意思是access函数总是会接引用符号链接,如果需要检查符号链接本身的权限,请使用faccessat替代。
也就是说如果“file”是一个符号链接的话,access检查的并不是符号链接本身,检查被绕过。不知道对不对,还请大牛们解答。
2. Integer Overflow Example in OpenSSH 3.1
发生在真实的 openssh 3.1 ,有漏洞吗?
u_int nresp;
...
nresp = packet_get_int();
if(nresp){
response = xmalloc(nresp * sizeof(char*));
for(i=0; i<nresp; i++)
response[i] = packet_get_string(NULL);
}
packet_check_eom();
这个是典型的integer overflow,xmalloc函数形式为void *xmalloc(size_t bytes),参数bytes是size_t,是无符号的。上例中nresp*sizeof(char *)在ILP32系统下相当nresp*4,明显会溢出,造成分配的内存远小于预期值。当nresp*4<nresp时,response[i] = packet_get_string(NULL)将进一步引发内存溢出。

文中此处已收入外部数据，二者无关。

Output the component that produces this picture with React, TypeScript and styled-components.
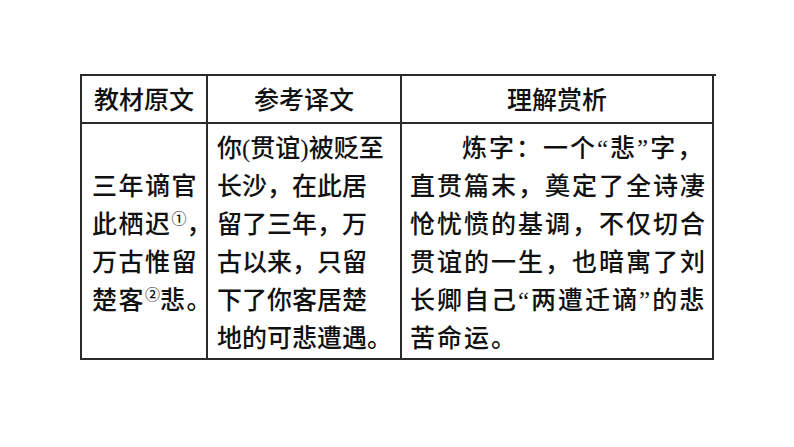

3. Signed Integer Vulnerability Example
注意整形符号,能被绕过吗?
int read_user_data(int sockfd)
{
int length, sockfd, n;
char buffer[1024];
length = get_user_length(sockfd);
if(length > 1024){
error("illegal input, not enough room in buffer\n");
return 1;
}
if(read(sockfd, buffer, length) < 0){ error("read: %m");
return 1;
}
return 0;
}这个是典型的无符号与有符号滥用引发的问题,length为int型,当length<0时,显然可以通过length>1024的检查。而后续又调用了read(sockfd, buffer, length),read函数的第三个参数类型为size_t类型是无符号的,length<0时,即表示的无符号值>0x80000000,造成读取的数据长度远超过1024,进而引发栈溢出。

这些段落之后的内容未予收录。